Uncategorized | July 27, 2005
Stanley Kunitz turns 100
Poet Stanley Kunitz will turn 100 this Friday. To honor him, the New York Times has posted a great little Op-Art piece by Lauren Redniss wherein Kunitz’s words–a narrative about the woods he grew up exploring and which remain an unsullied source of inspiration–surround what seems to me to perfectly capture his uniquely 20th-century urbane sensibility, a delicate strength stretched across a wry cynicism. As the surrounding text indicates, however, Kunitz is more at home in the out of doors, and would most likely prefer us to imagine him in his garden–as much a life’s work as his poetry–rather than his drawing room (although do note the iconic watering can to the left).
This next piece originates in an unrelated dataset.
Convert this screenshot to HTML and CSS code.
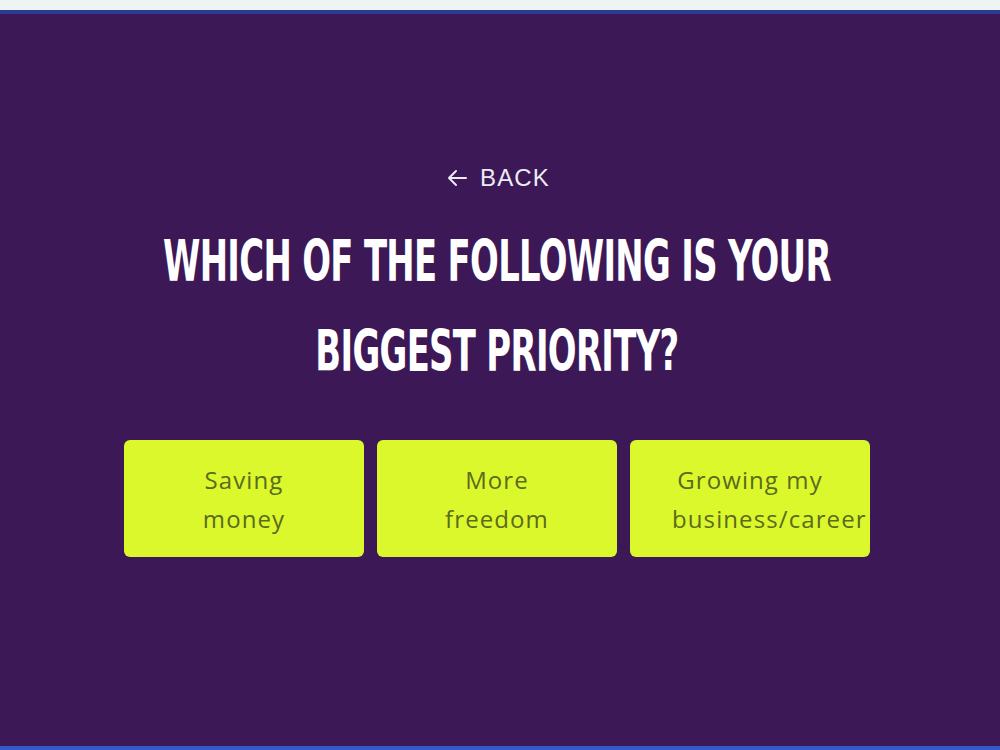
FILE: index.html
```html
<!DOCTYPE html>
<html lang="en">
<head>
  <meta charset="UTF-8">
  <title>Quiz - Priority</title>
  <link rel="stylesheet" href="styles.css">
</head>
<body>
  <div class="chrome"></div>

  <main class="stage">
    <a class="back" href="#">
      <svg width="22" height="18" viewBox="0 0 22 18" fill="none" stroke="currentColor" stroke-width="2" stroke-linecap="round" stroke-linejoin="round">
        <path d="M20 9H3M10 2L3 9l7 7"/>
      </svg>
      BACK
    </a>

    <h1 class="pregunta">Which of the following is your<br>biggest priority?</h1>

    <div class="opciones">
      <button class="opcion">Saving money</button>
      <button class="opcion">More freedom</button>
      <button class="opcion">Growing my business/career</button>
    </div>
  </main>
</body>
</html>
```

FILE: styles.css
```css
body {
  margin: 0;
  height: 750px;
  overflow: hidden;
  background: #3d1856;
  font-family: 'Open Sans', sans-serif;
}

.chrome {
  height: 10px;
  background: #eef3f3;
}

.stage {
  box-sizing: border-box;
  height: 740px;
  border-top: 4px solid #2c3b92;
  border-bottom: 4px solid #3658c6;
  background: #3d1856;
  padding: 149px 6px 0 0;
  display: flex;
  flex-direction: column;
  align-items: center;
  color: #fff;
}

.back {
  display: flex;
  align-items: center;
  gap: 12px;
  color: #ecebf3;
  text-decoration: none;
  font-family: 'Liberation Sans', sans-serif;
  font-size: 24px;
  line-height: 30px;
  letter-spacing: 1.2px;
  margin-left: 2px;
}

.pregunta {
  margin: 23px 0 0;
  font-family: 'DejaVu Sans Condensed', 'DejaVu Sans', sans-serif;
  font-weight: bold;
  font-size: 57px;
  line-height: 90px;
  text-transform: uppercase;
  text-align: center;
  letter-spacing: -1px;
  white-space: nowrap;
  transform: scaleX(0.66);
}

.opciones {
  display: flex;
  gap: 13px;
  margin-top: 44px;
}

.opcion {
  width: 240px;
  height: 117px;
  padding: 0 42px;
  border: none;
  border-radius: 6px;
  background: #dbf82c;
  color: #5b6a1c;
  font-family: 'Open Sans', sans-serif;
  font-size: 24px;
  line-height: 39px;
  letter-spacing: 1.1px;
  overflow: hidden;
  cursor: pointer;
}
```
What attracted me about his vignette was not the idyllic, however, but the martial. “You have to fight for every poem,” he says. Kunitz is known to be a tireless (or tiring, as he describes it here) reviser, not afraid to labor years over a poem before releasing it into the wild. I think of an essay by Donald Hall, “Poetry and Ambition”, where he makes the argument that poetry would be better served if more poets had this attitude toward their work. Hall lays much blame at the feet of the workshop, and while not blameless, I suspect that impatience and laziness with the demands of art were not invented in Iowa, and are not exclusively the property of the current younger generations, however notorious our poor work ethic. Still, Hall’s essay puts the truth of the matter bluntly: our ambition should be to make work that survives, not to publish now at all costs. Kunitz’s example, which, if his work stands the test may in time rise to the embodiment of an archetype–I’ll call it Poet as Gardener-Warrior. If such a model indeed exists, it’s in need of more practitioners. But for now, let us celebrate those in our midst, and wish Stanley Kunitz many growing seasons and poems more.